Houston Roundtable to Explore Climate Justice in a Changing World

Robert Bullard, Texas Southern University
How climate-ready is Houston’s most vulnerable low-income and people of color communities? With support from the United States Climate Action Network (USCAN), the Barbara Jordan-Mickey Leland School of Public Affairs at Texas Southern University is hosting the Houston Climate Justice Roundtable on Friday December 13, 2013 (6:30pm – 8:30pm, 114 McCoy Auditorium, School of Public Affairs Building). The roundtable event is a follow-up activity of the Invisible Houston Revisited Policy Summit held this past November and kicks off the Houston Environmental Justice Climate Action Network (HEJCAN), a multi-ethnic network TSU is helping organize.

The theme of the roundtable focuses on the efforts Houston is making to become a more resilient, sustainable and environmentally just city in the face of extreme weather and other climate change impacts. A recent World Bank study predicts by 2050, Houston will have the seventh-largest percentage increase in average annual economic losses from sea-level rise in the world. A 2013 Center for American Progress report, Storm-Ready Cities, lists Houston as one of five cities in the U.S that is “taking climate preparation seriously,” including factoring climate change risks into infrastructure, building designs, public health planning for adapting to more extreme heat, floods, and droughts, and taking the lead to build resilience that supports economic growth and other pressing challenges.
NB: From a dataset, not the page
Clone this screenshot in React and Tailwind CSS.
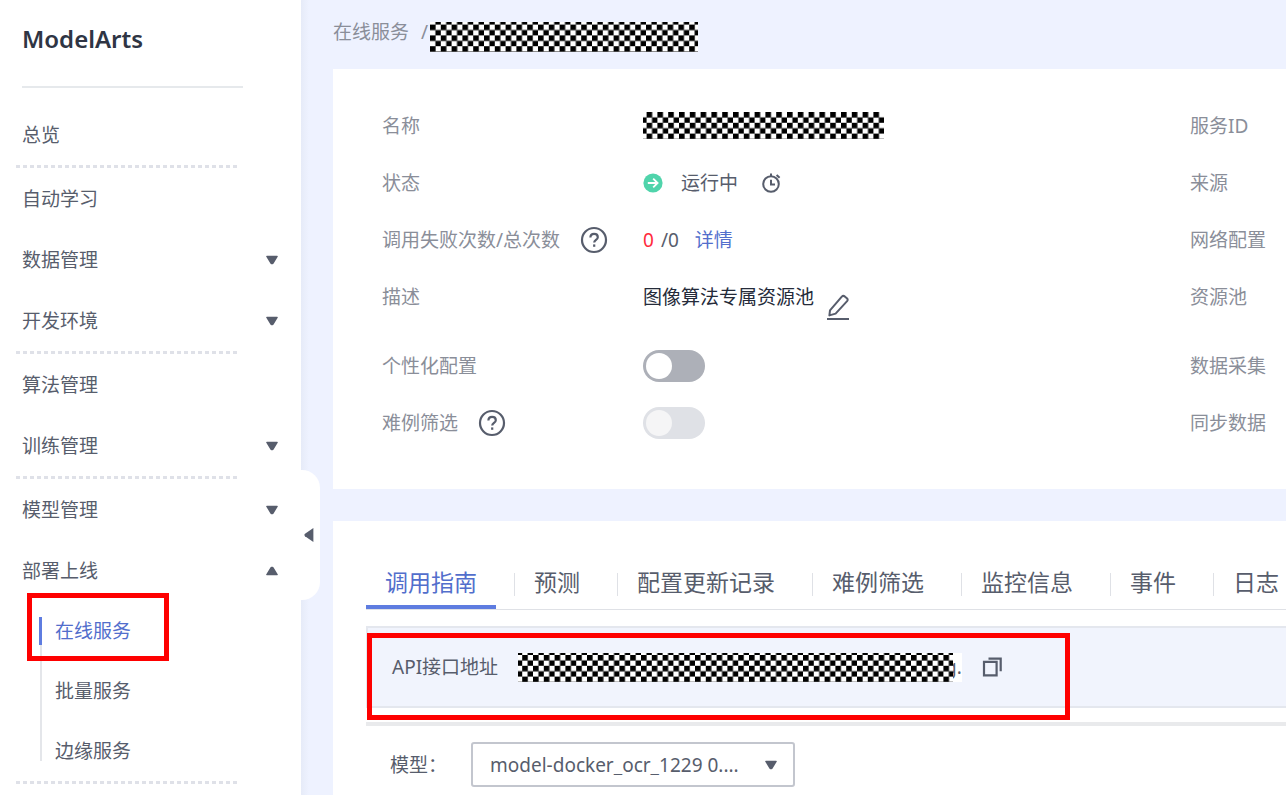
import React, { useId, useState } from 'react';
import clsx from 'clsx';

const navGroups = [
  [{ label: '总览' }],
  [{ label: '自动学习' }, { label: '数据管理', arrow: 'down' }, { label: '开发环境', arrow: 'down' }],
  [{ label: '算法管理' }, { label: '训练管理', arrow: 'down' }],
  [
    { label: '模型管理', arrow: 'down' },
    { label: '部署上线', arrow: 'up', children: ['在线服务', '批量服务', '边缘服务'] },
  ],
];

const tabs = ['调用指南', '预测', '配置更新记录', '难例筛选', '监控信息', '事件', '日志'];

// checkerboard that hides private values
const Mosaic = ({ width, height, x = 0, y = 0 }) => {
  const id = useId();
  return (
    <svg width={width} height={height} className="relative shrink-0" aria-hidden="true">
      <defs>
        <pattern id={id} x={x} y={y} width="10.8" height="10.8" patternUnits="userSpaceOnUse">
          <rect width="5.6" height="5.6" />
          <rect x="5.4" y="5.4" width="5.4" height="5.4" />
        </pattern>
      </defs>
      <rect width={width} height={height} fill="#fff" />
      <rect width={width} height={height} fill={`url(#${id})`} />
    </svg>
  );
};

const Triangle = ({ className }) => (
  <svg viewBox="0 0 12 10" className={clsx('h-[10px] w-3 shrink-0 fill-[#575d6c]', className)} aria-hidden="true">
    <path d="M0.8 0.8h10.4q1 0 0.5 0.9L7.6 8.4q-0.4 0.8-1.1 0.8h-1q-0.7 0-1.1-0.8L0.3 1.7q-0.5-0.9 0.5-0.9z" />
  </svg>
);

const HelpIcon = () => (
  <svg viewBox="0 0 28 28" className="h-7 w-7 shrink-0" fill="none" stroke="#575d6c" strokeWidth="2.2" aria-hidden="true">
    <circle cx="14" cy="14" r="12" />
    <path d="M10.4 11.6c0-2.3 1.5-3.7 3.7-3.7s3.7 1.4 3.7 3.3c0 2.7-3.6 2.8-3.6 5.4" />
    <path d="M14.2 18.4v2.4" />
  </svg>
);

const RunningIcon = () => (
  <svg viewBox="0 0 20 20" className="h-5 w-5 shrink-0" aria-hidden="true">
    <circle cx="10" cy="10" r="9.6" fill="#50d4ab" />
    <path d="M4.8 10h9M10.2 5.6l4.4 4.4-4.4 4.4" fill="none" stroke="#fff" strokeWidth="1.8" />
  </svg>
);

const TimerIcon = () => (
  <svg viewBox="0 0 20 20" className="h-5 w-5 shrink-0" fill="none" stroke="#575d6c" strokeWidth="2" aria-hidden="true">
    <circle cx="10" cy="11" r="7.8" />
    <path d="M10 0.6v3M10 6.8v4.6h4M15.6 2l3 2.8" />
  </svg>
);

const EditIcon = () => (
  <svg viewBox="0 0 24 26" className="h-[26px] w-6" fill="none" stroke="#575d6c" strokeWidth="2" aria-hidden="true">
    <path d="M4 16.4 15.8 2.6q1.4-1.4 2.9-0.2l2.2 1.9q1.4 1.3 0.2 2.8L9.6 19.6 3.4 21.4z" strokeLinejoin="round" />
    <path d="M1 25h22" />
  </svg>
);

const CopyIcon = () => (
  <svg viewBox="0 0 20 20" className="h-5 w-5" fill="none" stroke="#575d6c" strokeWidth="2.2" aria-hidden="true">
    <path d="M2 4.8h12.6v13.6H2z" />
    <path d="M6.5 1.6h12.2v12.6" />
  </svg>
);

const Toggle = ({ id, disabled }) => (
  <input
    id={id}
    type="checkbox"
    role="switch"
    disabled={disabled}
    className="h-8 w-[62px] appearance-none rounded-full bg-[#adb0b8] p-[3px] before:block before:h-[26px] before:w-[26px] before:rounded-full before:bg-white checked:bg-[#5e7ce0] checked:before:ml-[30px] disabled:bg-[#dfe1e6] disabled:before:bg-[#f5f5f6]"
  />
);

const InfoRow = ({ label, htmlFor, help, side, className, children }) => (
  <div className={clsx('grid h-[57px] grid-cols-[261px_1fr_96px] items-center', className)}>
    <div className="flex items-center gap-5 text-[#8a8e99]">
      {htmlFor ? <label htmlFor={htmlFor}>{label}</label> : <span>{label}</span>}
      {help && <HelpIcon />}
    </div>
    <div className="flex items-center">{children}</div>
    <div className="text-[#8a8e99]">{side}</div>
  </div>
);

const Sidebar = () => (
  <aside className="relative w-[301px] shrink-0 bg-white">
    <h1 className="ml-[22px] mr-[58px] flex h-[88px] items-center border-b-2 border-[#e6e9ec] pb-2 text-2xl font-semibold text-[#2f3544]">
      ModelArts
    </h1>
    <nav className="pt-4">
      {navGroups.map((group) => (
        <div key={group[0].label}>
          {group.map((item) => (
            <div key={item.label}>
              <button type="button" className="flex h-[61px] w-full items-center justify-between pl-[22px] pr-[23px]">
                {item.label}
                {item.arrow && <Triangle className={item.arrow === 'up' ? 'rotate-180' : ''} />}
              </button>
              {item.children && (
                <ul className="relative">
                  <li className="absolute bottom-5 left-10 top-4 w-[2px] bg-[#e4e6ea]" aria-hidden="true" />
                  {item.children.map((child, i) => (
                    <li key={child} className="relative flex h-[60px] items-center pl-[55px]">
                      {i === 0 && <span className="absolute left-[39px] top-4 h-7 w-[3px] bg-[#5e7ce0]" />}
                      <a href="#" className={i === 0 ? 'text-[#526ecc]' : ''}>{child}</a>
                      {i === 0 && <span className="absolute -top-2 left-[27px] h-[68px] w-[142px] border-5 border-[#fe0000]" />}
                    </li>
                  ))}
                </ul>
              )}
            </div>
          ))}
          <div className="ml-4 mr-16 h-[3px] bg-[repeating-linear-gradient(90deg,#dfe1e8_0_4px,transparent_4px_7px)]" />
        </div>
      ))}
    </nav>
    <button
      type="button"
      aria-label="收起"
      className="absolute left-full top-[470px] z-10 flex h-[130px] w-[19px] items-center rounded-r-[18px] bg-white pl-[3px]"
    >
      <svg viewBox="0 0 10 14" className="h-[14px] w-[10px] fill-[#575d6c]" aria-hidden="true">
        <path d="M9.4 0v14L1 8.2Q-0.2 7 1 5.8z" />
      </svg>
    </button>
  </aside>
);

const App = () => {
  const [activeTab, setActiveTab] = useState(tabs[0]);

  return (
    <div className="flex min-h-screen bg-[#eef2ff] font-['Noto_Sans','Noto_Sans_CJK_SC',sans-serif] text-[19px] leading-5 text-[#575d6c]">
      <Sidebar />

      <main className="flex min-w-0 flex-1 flex-col overflow-hidden bg-[linear-gradient(90deg,#e6ebf8,#eef2ff_8px)] pl-8">
        <div className="flex h-[69px] items-start pt-[22px] text-[#8a8e99]">
          <a href="#">在线服务</a>
          <span className="mx-3 -mr-px w-[10px]">/</span>
          <Mosaic width={268} height={30} y={2.6} />
        </div>

        <section className="h-[420px] bg-white pl-[49px] pt-7">
          <InfoRow label="名称" side="服务ID">
            <Mosaic width={241} height={27} x={3.6} />
          </InfoRow>
          <InfoRow label="状态" side="来源">
            <RunningIcon />
            <span className="ml-[18px] mr-[23px]">运行中</span>
            <TimerIcon />
          </InfoRow>
          <InfoRow label="调用失败次数/总次数" help side="网络配置">
            <span className="text-[#ff2a3c]">0</span>
            <span className="ml-[7px] mr-4">/0</span>
            <a href="#" className="text-[#526ecc]">详情</a>
          </InfoRow>
          <InfoRow label="描述" side="资源池" className="mb-3">
            <span className="text-[#252b3a]">图像算法专属资源池</span>
            <button type="button" aria-label="编辑描述" className="ml-3 mt-5">
              <EditIcon />
            </button>
          </InfoRow>
          <InfoRow label="个性化配置" htmlFor="custom-config" side="数据采集">
            <Toggle id="custom-config" />
          </InfoRow>
          <InfoRow label="难例筛选" htmlFor="hard-case" help side="同步数据">
            <Toggle id="hard-case" disabled />
          </InfoRow>
        </section>

        <section className="mt-8 flex-1 bg-white pl-[33px] pt-[38px]">
          <div role="tablist" className="flex border-b border-[#dfe1e6] text-[23px]">
            {tabs.map((tab, i) => (
              <React.Fragment key={tab}>
                {i > 0 && <span className="ml-[18px] mt-[14px] h-[23px] w-px shrink-0 bg-[#dfe1e6]" />}
                <button
                  type="button"
                  role="tab"
                  aria-selected={tab === activeTab}
                  onClick={() => setActiveTab(tab)}
                  className={clsx(
                    'h-[50px] shrink-0 whitespace-nowrap border-b-4 px-[19px]',
                    tab === activeTab ? 'border-[#5e7ce0] text-[#526ecc]' : 'border-transparent'
                  )}
                >
                  {tab}
                </button>
              </React.Fragment>
            ))}
          </div>

          <div className="relative mt-4 flex h-[82px] items-center border-y-2 border-l-2 border-[#e4e7ee] bg-[#f1f4fd] pl-6">
            <span className="mr-5">API接口地址</span>
            <div className="flex items-center bg-white">
              <Mosaic width={435} height={29} x={4.2} y={2} />
              <span className="-ml-2">g.</span>
            </div>
            <button type="button" aria-label="复制" className="ml-5">
              <CopyIcon />
            </button>
            <span className="absolute -left-px top-[5px] h-[87px] w-[703px] border-5 border-[#fe0000]" />
          </div>

          <div className="mt-[14px] h-1 bg-[#e9eaec]" />

          <div className="mt-4 flex items-center pl-6">
            <label htmlFor="model">模型：</label>
            <div className="relative ml-6">
              <select
                id="model"
                className="h-[45px] w-[324px] appearance-none rounded-[3px] border-2 border-[#c3c6ce] bg-white pl-[17px] pr-12"
              >
                <option>model-docker_ocr_1229 0....</option>
              </select>
              <Triangle className="pointer-events-none absolute right-[18px] top-[18px]" />
            </div>
          </div>
        </section>
      </main>
    </div>
  );
};

export default App;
The roundtable will highlight the climate gap, inequity, social vulnerability, and environmental challenges that burden low-income and people of color communities and place them at special risk. Using a social equity lens, the Climate Justice Roundtable seeks to shed light on a number of questions: What steps are being taken in Houston to deal with the impacts of climate change? What actions have been taken to identify and address climate change and environmental justice challenges in the city’s most vulnerable communities? What policy strategies are needed to eliminate the climate gap and vulnerability? What is the state of environmental justice and climate change programs, policies, and nongovernmental organization (NGO) infrastructure in the Houston area? What are some of the major challenges and opportunities to climate change progress and building a racially and ethnically diverse Houston Environmental Justice Climate Action Network?

In addition to the expert panel, the roundtable will also assemble a half-dozen or so community leaders who will serve as “respondents” and who will help lead the discussion.

ROUNDTABLE PANELISTS

  • Ms. Jennifer Ronk, Program Director, Environmental Science and Energy Efficiency, Houston Advanced Research Center (HARC), lead researcher on Houston plan for climate-change impacts on municipal operations.